Pages as source code:
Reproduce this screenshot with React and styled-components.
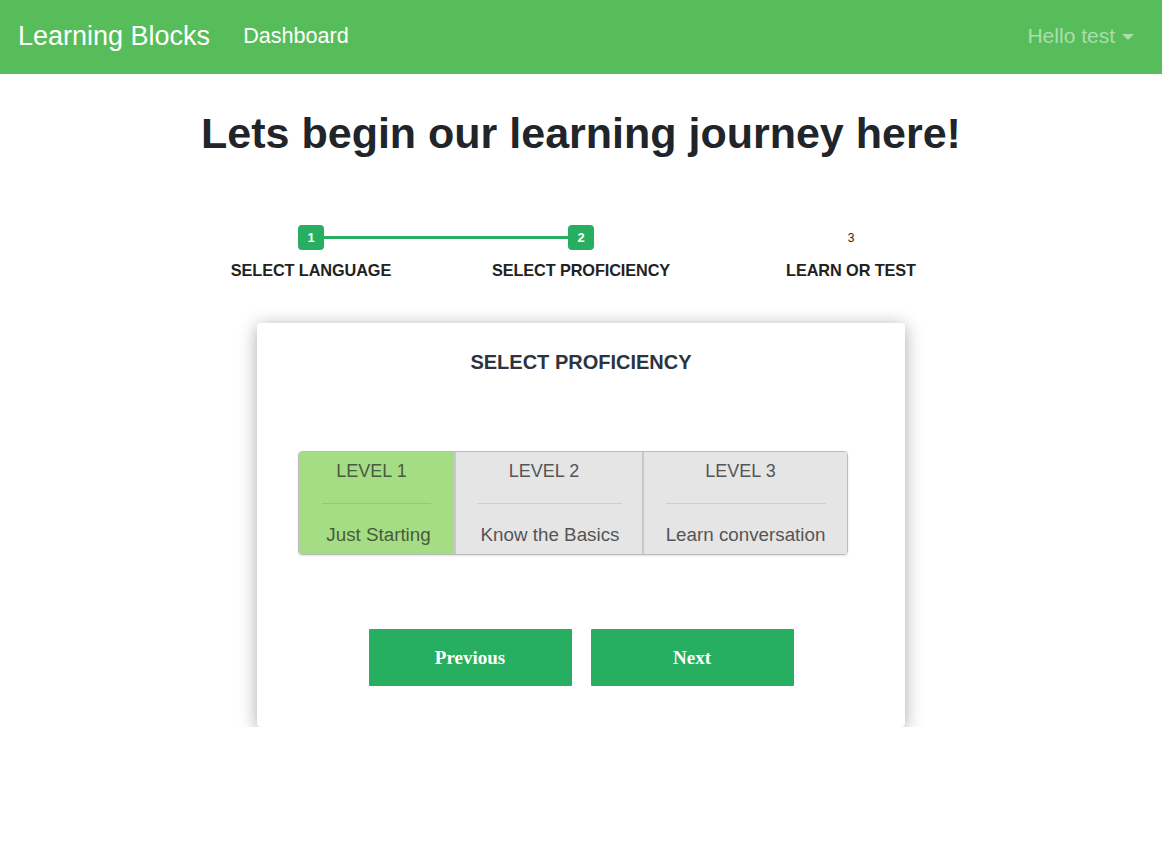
import React from "react";
import styled, { createGlobalStyle } from "styled-components";

const Global = createGlobalStyle`
  html, body { margin: 0; padding: 0; background: #fff; }
  body { font-family: "Liberation Sans", Arial, sans-serif; color: #212529; }
`;

const Nav = styled.nav`
  height: 74px;
  background: #56bd5a;
  display: flex;
  align-items: center;
  padding: 0 28px 0 18px;
  box-sizing: border-box;
`;
const Brand = styled.span`
  font-size: 27px;
  color: #fff;
  margin-right: 33px;
  padding-bottom: 2px;
`;
const NavLink = styled.span`
  font-size: ${(p) => (p.muted ? "21px" : "21.6px")};
  color: ${(p) => (p.muted ? "rgba(255,255,255,0.5)" : "#fff")};
  display: flex;
  align-items: center;
  gap: 5px;
  padding-bottom: 2px;
`;
const Spacer = styled.div` flex: 1; `;
const Caret = styled.span`
  width: 0; height: 0;
  border-left: 6px solid transparent;
  border-right: 6px solid transparent;
  border-top: 6px solid rgba(255,255,255,0.5);
  margin-left: 2px;
  margin-top: 1px;
`;

const Main = styled.main`
  display: flex;
  flex-direction: column;
  align-items: center;
`;
const Title = styled.h1`
  margin: 33px 0 0;
  font-size: 43px;
  font-weight: 700;
  color: #212529;
  line-height: 52px;
`;

const Stepper = styled.div`
  margin-top: 66px;
  display: grid;
  grid-template-columns: repeat(3, 270px);
`;
const Step = styled.div`
  display: flex;
  flex-direction: column;
  align-items: center;
  position: relative;
`;
const Dot = styled.div`
  width: 26px;
  height: 25px;
  border-radius: 4px;
  background: ${(p) => (p.active ? "#27ae60" : "transparent")};
  color: ${(p) => (p.active ? "#fff" : "#222")};
  font-size: ${(p) => (p.active ? "13px" : "12px")};
  font-weight: ${(p) => (p.active ? 700 : 400)};
  display: flex;
  align-items: center;
  justify-content: center;
  position: relative;
  z-index: 1;
`;
const Connector = styled.div`
  position: absolute;
  top: 11px;
  left: calc(50% + 13px);
  width: 244px;
  height: 3px;
  background: #27ae60;
`;
const StepLabel = styled.div`
  margin-top: 11px;
  font-size: 16.3px;
  font-weight: 700;
  color: #222;
  letter-spacing: -0.1px;
`;

const Card = styled.section`
  margin-top: 43px;
  width: 648px;
  background: #fff;
  border-radius: 4px;
  box-shadow: 0 3px 18px rgba(0,0,0,0.35);
  display: flex;
  flex-direction: column;
  align-items: center;
  padding: 27px 0 41px;
  box-sizing: border-box;
`;
const CardTitle = styled.h2`
  margin: 0;
  font-size: 20px;
  font-weight: 700;
  color: #2c3440;
  line-height: 24px;
`;

const Levels = styled.div`
  margin-top: 77px;
  align-self: flex-start;
  margin-left: 41px;
  display: flex;
  border: 1px solid #bbb;
  border-radius: 4px;
  overflow: hidden;
  box-shadow: 0 1px 2px rgba(0,0,0,0.12);
`;
const Level = styled.div`
  width: ${(p) => p.w}px;
  box-sizing: border-box;
  height: 102px;
  background: ${(p) => (p.active ? "#a5dd84" : "#e5e5e5")};
  border-left: ${(p) => (p.first ? "none" : "2px solid #c8c8c8")};
  display: flex;
  flex-direction: column;
  align-items: center;
  font-size: 18px;
  padding-top: 8px;
`;
const LevelName = styled.div`
  line-height: 22px;
  padding-right: 10px;
  color: ${(p) => (p.active ? "#4a5a40" : "#555")};
`;
const Rule = styled.div`
  width: ${(p) => p.w}px;
  height: 1px;
  background: ${(p) => (p.active ? "#8fcc70" : "#cfcfcf")};
  margin: 21px 0 20px;
`;
const LevelDesc = styled.div`
  line-height: 22px;
  font-size: 18.8px;
  color: ${(p) => (p.active ? "#4a5a40" : "#555")};
  padding-left: ${(p) => p.pl || 0}px;
`;

const Buttons = styled.div`
  margin-top: 74px;
  display: flex;
  gap: 19px;
`;
const Button = styled.button`
  width: 203px;
  height: 57px;
  border: none;
  border-radius: 1px;
  background: #27ae60;
  color: #fff;
  font-family: "Liberation Serif", "Times New Roman", serif;
  font-weight: 700;
  font-size: 19px;
  cursor: pointer;
`;

const levels = [
  { name: "LEVEL 1", desc: "Just Starting", w: 155, rw: 109, active: true, pl: 4 },
  { name: "LEVEL 2", desc: "Know the Basics", w: 188, rw: 145, pl: 2 },
  { name: "LEVEL 3", desc: "Learn conversation", w: 205, rw: 160, pl: 0 },
];

export default function App() {
  return (
    <>
      <Global />
      <Nav>
        <Brand>Learning Blocks</Brand>
        <NavLink>Dashboard</NavLink>
        <Spacer />
        <NavLink muted>
          Hello test <Caret />
        </NavLink>
      </Nav>
      <Main>
        <Title>Lets begin our learning journey here!</Title>
        <Stepper>
          <Step>
            <Connector />
            <Dot active>1</Dot>
            <StepLabel>SELECT LANGUAGE</StepLabel>
          </Step>
          <Step>
            <Dot active>2</Dot>
            <StepLabel>SELECT PROFICIENCY</StepLabel>
          </Step>
          <Step>
            <Dot>3</Dot>
            <StepLabel>LEARN OR TEST</StepLabel>
          </Step>
        </Stepper>
        <Card>
          <CardTitle>SELECT PROFICIENCY</CardTitle>
          <Levels>
            {levels.map((l, i) => (
              <Level key={l.name} w={l.w} active={l.active} first={i === 0}>
                <LevelName active={l.active}>{l.name}</LevelName>
                <Rule w={l.rw} active={l.active} />
                <LevelDesc active={l.active} pl={l.pl}>{l.desc}</LevelDesc>
              </Level>
            ))}
          </Levels>
          <Buttons>
            <Button>Previous</Button>
            <Button>Next</Button>
          </Buttons>
        </Card>
      </Main>
    </>
  );
}
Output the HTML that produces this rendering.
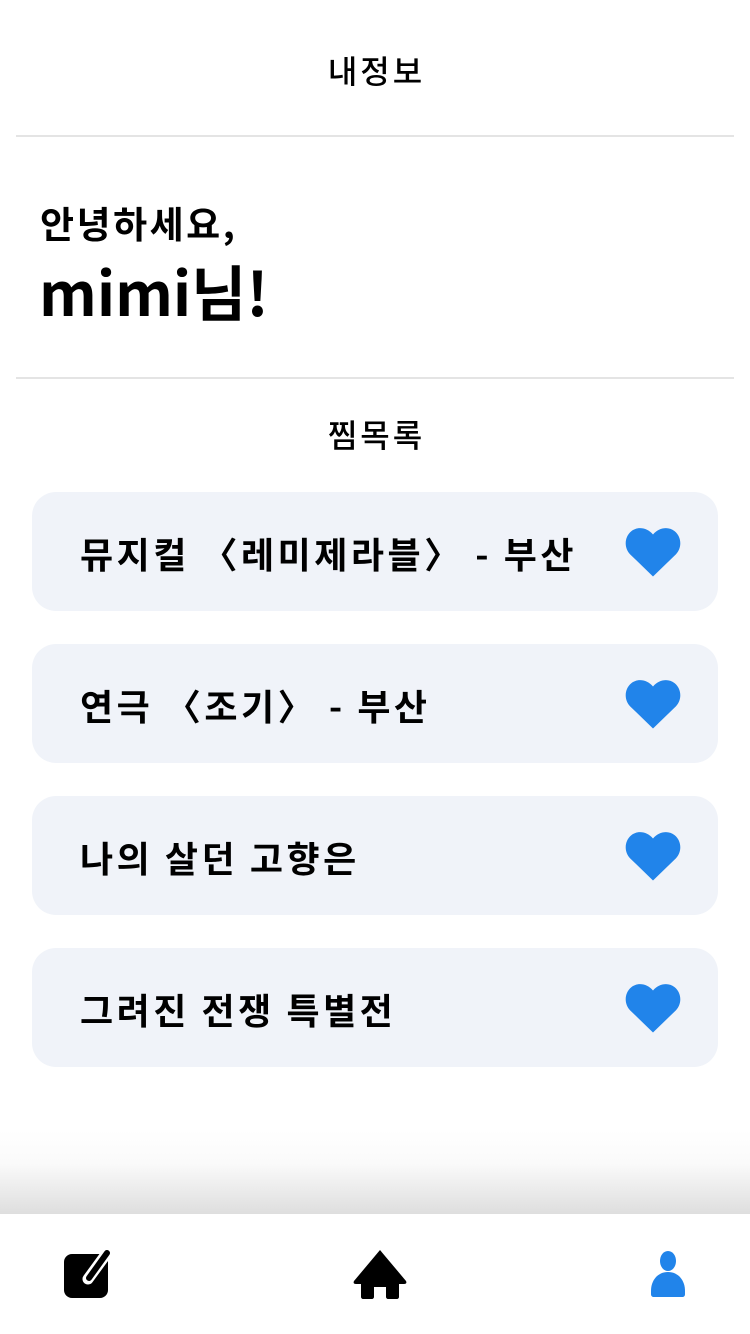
<!DOCTYPE html>
<html><head><meta charset="utf-8"><style>
body{margin:0;width:750px;height:1334px;background:#fff;font-family:"Noto Sans CJK KR","Liberation Sans",sans-serif;position:relative;overflow:hidden;color:#000}
.t{position:absolute;left:0;width:750px;text-align:center;font-size:32px;font-weight:500;letter-spacing:3px;text-indent:3px}
.hr{position:absolute;left:16px;width:718px;height:2px;background:#e4e4e4}
.card{position:absolute;left:32px;width:686px;height:119px;background:#f0f3f9;border-radius:24px}
.card span{position:absolute;left:48px;top:2px;line-height:119px;font-size:36px;font-weight:700;letter-spacing:3.5px}
.card svg{position:absolute;left:593px;top:35px}
</style></head><body>
<div class="t" style="top:48px;line-height:44px">내정보</div>
<div class="hr" style="top:135px"></div>
<div style="position:absolute;left:40px;top:196px;font-size:37px;font-weight:700;line-height:52px;letter-spacing:2.5px">안녕하세요,</div>
<div style="position:absolute;left:39px;top:248px;font-size:60px;font-weight:700;line-height:86px">mimi님!</div>
<div class="hr" style="top:377px"></div>
<div class="t" style="top:412px;line-height:44px">찜목록</div>
<div class="card" style="top:492px"><span>뮤지컬 〈레미제라블〉 - 부산</span><svg width="56" height="50" viewBox="0 0 24 21"><path d="M12 21L2.2 11.5C-.6 8.6-.2 3.9 2.7 1.6 5.4-.6 9.5 0 12 3c2.5-3 6.6-3.6 9.3-1.4 2.9 2.3 3.3 7 .5 9.9z" fill="#2184ea"/></svg></div>
<div class="card" style="top:644px"><span>연극 〈조기〉 - 부산</span><svg width="56" height="50" viewBox="0 0 24 21"><path d="M12 21L2.2 11.5C-.6 8.6-.2 3.9 2.7 1.6 5.4-.6 9.5 0 12 3c2.5-3 6.6-3.6 9.3-1.4 2.9 2.3 3.3 7 .5 9.9z" fill="#2184ea"/></svg></div>
<div class="card" style="top:796px"><span>나의 살던 고향은</span><svg width="56" height="50" viewBox="0 0 24 21"><path d="M12 21L2.2 11.5C-.6 8.6-.2 3.9 2.7 1.6 5.4-.6 9.5 0 12 3c2.5-3 6.6-3.6 9.3-1.4 2.9 2.3 3.3 7 .5 9.9z" fill="#2184ea"/></svg></div>
<div class="card" style="top:948px"><span>그려진 전쟁 특별전</span><svg width="56" height="50" viewBox="0 0 24 21"><path d="M12 21L2.2 11.5C-.6 8.6-.2 3.9 2.7 1.6 5.4-.6 9.5 0 12 3c2.5-3 6.6-3.6 9.3-1.4 2.9 2.3 3.3 7 .5 9.9z" fill="#2184ea"/></svg></div>
<div style="position:absolute;left:0;top:1130px;width:750px;height:84px;background:linear-gradient(#fff,#fafafa 40%,#dedede)"></div>
<svg style="position:absolute;left:0;top:1214px" width="750" height="120" viewBox="0 1214 750 120">
<rect x="0" y="1214" width="750" height="120" fill="#fff"/>
<rect x="64" y="1254" width="44" height="44" rx="8" fill="#000"/>
<line x1="107" y1="1253" x2="88" y2="1279" stroke="#fff" stroke-width="11" stroke-linecap="round"/>
<line x1="107" y1="1253" x2="89" y2="1278" stroke="#000" stroke-width="6" stroke-linecap="round"/>
<path d="M380 1250L354 1281c-1 2 0 3 2 3h5v13c0 1 1 2 2 2h9c1 0 2-1 2-2v-10h12v10c0 1 1 2 2 2h9c1 0 2-1 2-2v-13h5c2 0 3-1 2-3z" fill="#000"/>
<ellipse cx="668" cy="1261" rx="8" ry="10" fill="#2184ea"/>
<path d="M668 1272c10 0 17 8 17 19v3c0 2-1 3-3 3h-28c-2 0-3-1-3-3v-3c0-11 7-19 17-19z" fill="#2184ea"/>
</svg>
</body></html>
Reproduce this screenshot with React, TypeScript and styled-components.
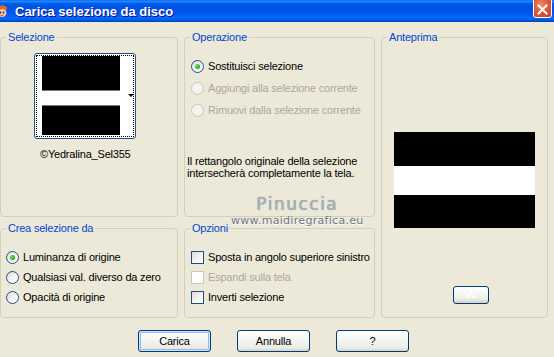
import React from 'react';
import styled, { createGlobalStyle } from 'styled-components';

const GlobalStyle = createGlobalStyle`
  html, body {
    margin: 0;
    padding: 0;
    background: #ece9d8;
  }
  body {
    font-family: "Liberation Sans", Arial, sans-serif;
    font-size: 11px;
    letter-spacing: -0.2px;
    color: #000;
  }
`;

const Window = styled.div`
  width: 554px;
  height: 357px;
  overflow: hidden;
  display: flex;
  flex-direction: column;
  background: #ece9d8;
`;

const TitleBar = styled.div`
  height: 22px;
  flex: none;
  display: flex;
  align-items: center;
  background: linear-gradient(to bottom, #0058ee 0%, #3593ff 5%, #127dff 9%, #036ffc 12%, #0262ee 16%, #0057e5 22%, #0054e3 28%, #0055eb 58%, #005bf5 68%, #026afe 78%, #0062ef 88%, #0052d6 94%, #0040ab 100%);
`;

const AppIcon = styled.svg`
  width: 16px;
  height: 16px;
  margin-left: -6px;
  flex: none;
`;

const TitleText = styled.div`
  margin-left: 5px;
  color: #fff;
  font-weight: bold;
  font-size: 13px;
  letter-spacing: 0;
  text-shadow: 1px 1px 0 #0f1089;
  flex: 1;
`;

const CloseButton = styled.div`
  width: 19px;
  height: 21px;
  margin-right: 2px;
  align-self: flex-start;
  margin-top: -3px;
  box-sizing: border-box;
  border: 1px solid #fff;
  border-radius: 3px;
  background: radial-gradient(circle at 40% 35%, #f08a6e 0%, #e05a3c 45%, #c8401f 100%);
  display: flex;
  align-items: center;
  justify-content: center;
  padding-top: 3px;
`;

const Body = styled.div`
  display: grid;
  grid-template-columns: 178px 191px 167px;
  grid-template-rows: 186px 96px;
  column-gap: 6px;
  row-gap: 5px;
  padding-top: 9px;
`;

const Group = styled.fieldset<{ $side?: boolean }>`
  margin: 0;
  min-width: 0;
  box-sizing: border-box;
  border: 1px solid #d0d0bf;
  border-radius: 4px;
  padding: 0;
  position: relative;
  display: flex;
  flex-direction: column;
  ${p => (p.$side ? 'grid-column: 3; grid-row: 1 / span 2;' : '')}
`;

const Legend = styled.legend`
  margin-left: 5px;
  padding: 0 2px;
  color: #0046d5;
  line-height: 13px;
`;

const ThumbBox = styled.div`
  align-self: flex-start;
  margin: 9px 0 0 33px;
  width: 102px;
  height: 86px;
  box-sizing: border-box;
  border: 1px solid #1c5180;
  border-radius: 3px;
  background: #fff;
  padding: 1px;
`;

const FocusRing = styled.div`
  height: 100%;
  box-sizing: border-box;
  border: 1px dotted #000;
  display: flex;
  align-items: flex-start;
  padding: 0 0 0 5px;
`;

const Bands = styled.div<{ $w: number }>`
  width: ${p => p.$w}px;
  display: flex;
  flex-direction: column;
  flex: none;
`;

const Band = styled.div<{ $h: number; $white?: boolean; $edge?: boolean }>`
  height: ${p => p.$h}px;
  box-sizing: border-box;
  background: ${p => (p.$white ? '#fff' : '#000')};
  ${p => (p.$edge ? 'border-top: 1px solid #7a7a7a; border-bottom: 1px solid #7a7a7a;' : '')}
`;

const DropArrow = styled.div`
  margin: 38px 0 0 8px;
  width: 0;
  height: 0;
  border-left: 3px solid transparent;
  border-right: 3px solid transparent;
  border-top: 3px solid #000;
`;

const Caption = styled.div`
  margin: 9px 0 0 39px;
`;

const OptionList = styled.div<{ $gap: number; $top: number; $left: number }>`
  display: flex;
  flex-direction: column;
  gap: ${p => p.$gap}px;
  margin: ${p => p.$top}px 0 0 ${p => p.$left}px;
`;

const OptionRow = styled.div<{ $disabled?: boolean }>`
  display: flex;
  align-items: center;
  gap: 4px;
  height: 14px;
  white-space: nowrap;
  color: ${p => (p.$disabled ? '#aca899' : '#000')};
`;

const RadioMark = styled.span<{ $disabled?: boolean; $checked?: boolean }>`
  width: 13px;
  height: 13px;
  box-sizing: border-box;
  flex: none;
  border-radius: 50%;
  border: 1px solid ${p => (p.$disabled ? '#cac8bb' : '#1c5180')};
  background: ${p => (p.$disabled ? '#f4f3ee' : 'linear-gradient(135deg, #dcdcd7 0%, #f6f6f4 60%, #ffffff 100%)')};
  display: flex;
  align-items: center;
  justify-content: center;
  &::after {
    content: '';
    display: ${p => (p.$checked ? 'block' : 'none')};
    width: 5px;
    height: 5px;
    border-radius: 50%;
    background: radial-gradient(circle at 35% 35%, #68e264 0%, #21a121 80%);
  }
`;

const CheckMark = styled.span<{ $disabled?: boolean }>`
  width: 13px;
  height: 13px;
  box-sizing: border-box;
  flex: none;
  border: 1px solid ${p => (p.$disabled ? '#cac8bb' : '#1c5180')};
  background: ${p => (p.$disabled ? '#fff' : 'linear-gradient(135deg, #dcdcd7 0%, #f4f4f2 60%, #ffffff 100%)')};
`;

const Note = styled.div`
  margin: 38px 0 0 2px;
  line-height: 12px;
  white-space: nowrap;
`;

const Watermark = styled.div`
  position: absolute;
  left: 46px;
  top: 150px;
  display: flex;
  flex-direction: column;
  align-items: center;
  pointer-events: none;
`;

const WatermarkName = styled.div`
  font-family: "DejaVu Sans", sans-serif;
  font-size: 17px;
  letter-spacing: 1.5px;
  color: #a7b0bb;
  text-shadow: 0 0 1px #7a8594;
  line-height: 20px;
`;

const WatermarkSite = styled.div`
  font-family: "DejaVu Sans", sans-serif;
  font-size: 11px;
  letter-spacing: 0.3px;
  color: #6c7684;
  text-shadow: 0 1px 0 #fff;
  line-height: 14px;
`;

const PreviewWrap = styled.div`
  align-self: center;
  margin-top: 88px;
`;

const SmallButton = styled.div`
  align-self: flex-start;
  margin: 58px 0 0 71px;
  width: 36px;
  height: 18px;
  box-sizing: border-box;
  border: 1px solid #003c74;
  border-radius: 3px;
  background: linear-gradient(to bottom, #ffffff 0%, #f0f0ea 70%, #d6d0c5 100%);
  display: flex;
  align-items: center;
  justify-content: center;
`;

const ButtonRow = styled.div`
  display: flex;
  gap: 26px;
  padding-left: 138px;
  margin-top: 12px;
`;

const PushButton = styled.div<{ $default?: boolean }>`
  width: 73px;
  height: 22px;
  box-sizing: border-box;
  border: 1px solid #003c74;
  border-radius: 3px;
  background: linear-gradient(to bottom, #ffffff 0%, #f4f4f0 50%, #ecebe6 85%, #d6d0c5 100%);
  display: flex;
  align-items: center;
  justify-content: center;
  ${p => (p.$default ? 'box-shadow: inset 0 0 0 1px #cee7ff, inset 0 0 0 2px #98b8ea;' : '')}
`;

const Radio = ({ label, checked, disabled }: { label: string; checked?: boolean; disabled?: boolean }) => (
  <OptionRow $disabled={disabled}>
    <RadioMark $checked={checked} $disabled={disabled} />
    {label}
  </OptionRow>
);

const Check = ({ label, disabled }: { label: string; disabled?: boolean }) => (
  <OptionRow $disabled={disabled}>
    <CheckMark $disabled={disabled} />
    {label}
  </OptionRow>
);

export default function App() {
  return (
    <Window>
      <GlobalStyle />
      <TitleBar>
        <AppIcon viewBox="0 0 16 16">
          <path d="M3 5 Q8 0 13 4 L12 9 Q8 6 4 9 Z" fill="#e0672a" />
          <ellipse cx="8" cy="10" rx="4.5" ry="4" fill="#f6c9a0" />
          <circle cx="6.5" cy="9.5" r="0.9" fill="#3a2a6a" />
          <circle cx="9.5" cy="9.5" r="0.9" fill="#3a2a6a" />
          <path d="M6.5 12 Q8 13 9.5 12" stroke="#c0392b" strokeWidth="0.8" fill="none" />
          <path d="M2 4 L5 2 L4 6 Z" fill="#f0a030" />
        </AppIcon>
        <TitleText>Carica selezione da disco</TitleText>
        <CloseButton>
          <svg width="11" height="11" viewBox="0 0 11 11">
            <path d="M1.5 1.5 L9.5 9.5 M9.5 1.5 L1.5 9.5" stroke="#fff" strokeWidth="2" strokeLinecap="square" />
          </svg>
        </CloseButton>
      </TitleBar>

      <Body>
        <Group>
          <Legend>Selezione</Legend>
          <ThumbBox>
            <FocusRing>
              <Bands $w={78}>
                <Band $h={34} />
                <Band $h={16} $white $edge />
                <Band $h={29} />
              </Bands>
              <DropArrow />
            </FocusRing>
          </ThumbBox>
          <Caption>©Yedralina_Sel355</Caption>
        </Group>

        <Group>
          <Legend>Operazione</Legend>
          <OptionList $gap={8} $top={15} $left={6}>
            <Radio label="Sostituisci selezione" checked />
            <Radio label="Aggiungi alla selezione corrente" disabled />
            <Radio label="Rimuovi dalla selezione corrente" disabled />
          </OptionList>
          <Note>
            Il rettangolo originale della selezione
            <br />
            intersecherà completamente la tela.
          </Note>
          <Watermark>
            <WatermarkName>Pinuccia</WatermarkName>
            <WatermarkSite>www.maidiregrafica.eu</WatermarkSite>
          </Watermark>
        </Group>

        <Group $side>
          <Legend>Anteprima</Legend>
          <PreviewWrap>
            <Bands $w={141}>
              <Band $h={34} />
              <Band $h={29} $white />
              <Band $h={33} />
            </Bands>
          </PreviewWrap>
          <SmallButton>
            <svg width="12" height="8" viewBox="0 0 12 8">
              <circle cx="3" cy="5" r="1.5" fill="#fff" />
              <circle cx="6" cy="2" r="1.5" fill="#fff" />
              <circle cx="9" cy="5" r="1.5" fill="#fff" />
            </svg>
          </SmallButton>
        </Group>

        <Group>
          <Legend>Crea selezione da</Legend>
          <OptionList $gap={6} $top={15} $left={5}>
            <Radio label="Luminanza di origine" checked />
            <Radio label="Qualsiasi val. diverso da zero" />
            <Radio label="Opacità di origine" />
          </OptionList>
        </Group>

        <Group>
          <Legend>Opzioni</Legend>
          <OptionList $gap={6} $top={15} $left={6}>
            <Check label="Sposta in angolo superiore sinistro" />
            <Check label="Espandi sulla tela" disabled />
            <Check label="Inverti selezione" />
          </OptionList>
        </Group>
      </Body>

      <ButtonRow>
        <PushButton $default>Carica</PushButton>
        <PushButton>Annulla</PushButton>
        <PushButton>?</PushButton>
      </ButtonRow>
    </Window>
  );
}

STATED PROBLEM —
How many of the lines above contain the string "components"? Give the number only.

TASK RESULT —
4